| TASK DETAILS |
Do any lines in the data below contain "React"? If so, copy every one of them.

| DATA SHOWN |
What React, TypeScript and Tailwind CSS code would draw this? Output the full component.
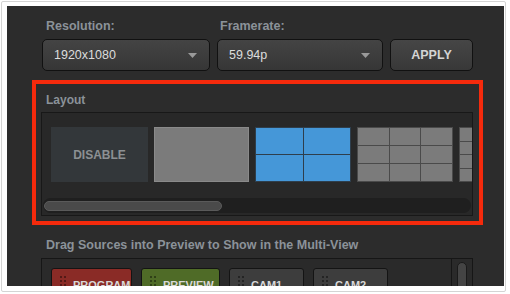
import React from 'react'

const font = { fontFamily: '"Liberation Sans", Arial, sans-serif' }

function Caret() {
    return (
        <svg width="9" height="5" viewBox="0 0 9 5" className="shrink-0">
            <path d="M0 0 H9 L4.5 5 Z" fill="#9a9a9a" />
        </svg>
    )
}

function Select({ value, width }: { value: string; width: string }) {
    return (
        <div
            className={`${width} h-[32px] flex items-center justify-between pl-[11px] pr-[12px] rounded-[5px] border-[1.5px] border-[#111] bg-gradient-to-b from-[#444] to-[#363636] text-[#dcdcdc] text-[12.5px]`}
        >
            <span>{value}</span>
            <Caret />
        </div>
    )
}

function Grid({ rows, cols, color, cell }: { rows: number; cols: number; color: string; cell: string }) {
    return (
        <div
            className={`grid gap-[1px] p-[1px] ${color}`}
            style={{ gridTemplateColumns: `repeat(${cols}, 1fr)`, gridTemplateRows: `repeat(${rows}, 1fr)` }}
        >
            {Array.from({ length: rows * cols }).map((_, i) => (
                <div key={i} className={cell} />
            ))}
        </div>
    )
}

function Grip() {
    return (
        <div className="grid grid-cols-2 gap-[2px] shrink-0">
            {Array.from({ length: 6 }).map((_, i) => (
                <div key={i} className="w-[2px] h-[2px] bg-black/40" />
            ))}
        </div>
    )
}

function Source({ label, bg, width }: { label: string; bg: string; width: string }) {
    return (
        <div className={`${width} h-[28px] shrink-0 flex items-start gap-[7px] pl-[8px] pt-[7px] rounded-[3px] border border-[#141414] ${bg}`}>
            <Grip />
            <span className="text-[11px] font-bold text-[#d8d8d8] leading-none pt-[4px]">{label}</span>
        </div>
    )
}

export default function App() {
    return (
        <div className="w-[510px] h-[294px] bg-white p-[1px]" style={font}>
            <div className="w-[505px] h-[291px] border border-[#d4d4d4] rounded-[2px] pl-[5px] pt-[4px]">
                <div className="w-[497px] h-[280px] bg-[#2c2c2c] overflow-hidden flex flex-col">
                    {/* resolution / framerate */}
                    <div className="shrink-0 flex pl-[39px] pt-[11px] h-[27px] text-[12.5px] font-bold text-[#8b9299]">
                        <span className="w-[174px]">Resolution:</span>
                        <span>Framerate:</span>
                    </div>
                    <div className="shrink-0 flex gap-[7px] pl-[35px] mt-[6px]">
                        <Select value="1920x1080" width="w-[168px]" />
                        <Select value="59.94p" width="w-[166px]" />
                        <div className="w-[83px] h-[32px] flex items-center justify-center rounded-[5px] border-[1.5px] border-[#111] bg-gradient-to-b from-[#464646] to-[#383838] text-[#d4d4d4] text-[12.5px] font-bold">
                            APPLY
                        </div>
                    </div>

                    {/* layout */}
                    <div className="shrink-0 ml-[25px] mt-[9px] w-[451px] h-[145px] border-4 border-[#f52a0c] flex flex-col">
                        <div className="shrink-0 pl-[10px] pt-[7px] h-[24px] text-[12px] font-bold text-[#8b9299]">Layout</div>
                        <div className="shrink-0 ml-[5px] mt-[4px] w-[432px] h-[104px] bg-[#282828] border border-[#181818] overflow-hidden flex flex-col">
                            <div className="shrink-0 flex gap-[6px] pl-[9px] pt-[14px] h-[85px]">
                                <div className="w-[97px] h-[55px] shrink-0 bg-[#33373a] flex items-center justify-center text-[12px] font-bold text-[#8c9093]">
                                    DISABLE
                                </div>
                                <div className="w-[95px] h-[55px] shrink-0 bg-[#7b7b7b] border border-[#8a8a8a]" />
                                <div className="w-[96px] h-[55px] shrink-0">
                                    <Grid rows={2} cols={2} color="bg-[#2e3e4c] h-full" cell="bg-[#4597d8]" />
                                </div>
                                <div className="w-[96px] h-[55px] shrink-0">
                                    <Grid rows={3} cols={3} color="bg-[#4a4a4a] h-full" cell="bg-[#7b7b7b]" />
                                </div>
                                <div className="w-[96px] h-[55px] shrink-0">
                                    <Grid rows={4} cols={4} color="bg-[#4a4a4a] h-full" cell="bg-[#7b7b7b]" />
                                </div>
                            </div>
                            <div className="shrink-0 mx-[1px] h-[15px] bg-[#1f1f1f] rounded-full flex items-center px-[1px]">
                                <div className="w-[178px] h-[10px] rounded-full bg-[#4a4a4a] border border-[#5a5a5a]" />
                            </div>
                        </div>
                    </div>

                    {/* sources */}
                    <div className="shrink-0 pl-[39px] pt-[11px] h-[33px] text-[12.5px] font-bold text-[#8b9299]">
                        Drag Sources into Preview to Show in the Multi-View
                    </div>
                    <div className="shrink-0 ml-[34px] w-[432px] h-[60px] border border-[#161616] bg-[#2a2a2a] flex">
                        <div className="flex-1 flex gap-[9px] pl-[9px] pt-[9px] border-r border-[#161616]">
                            <Source label="PROGRAM" bg="bg-[#8a2b26]" width="w-[81px]" />
                            <Source label="PREVIEW" bg="bg-[#4f6b27]" width="w-[79px]" />
                            <Source label="CAM1" bg="bg-[#3d3d3d]" width="w-[75px]" />
                            <Source label="CAM2" bg="bg-[#3d3d3d]" width="w-[75px]" />
                        </div>
                        <div className="w-[20px] flex justify-center pt-[3px]">
                            <div className="w-[10px] h-[50px] rounded-full bg-[#444] border border-[#1a1a1a]" />
                        </div>
                    </div>
                </div>
            </div>
        </div>
    )
}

| RESPONSE TO THE EXERCISE |
What React, TypeScript and Tailwind CSS code would draw this? Output the full component.
import React from 'react'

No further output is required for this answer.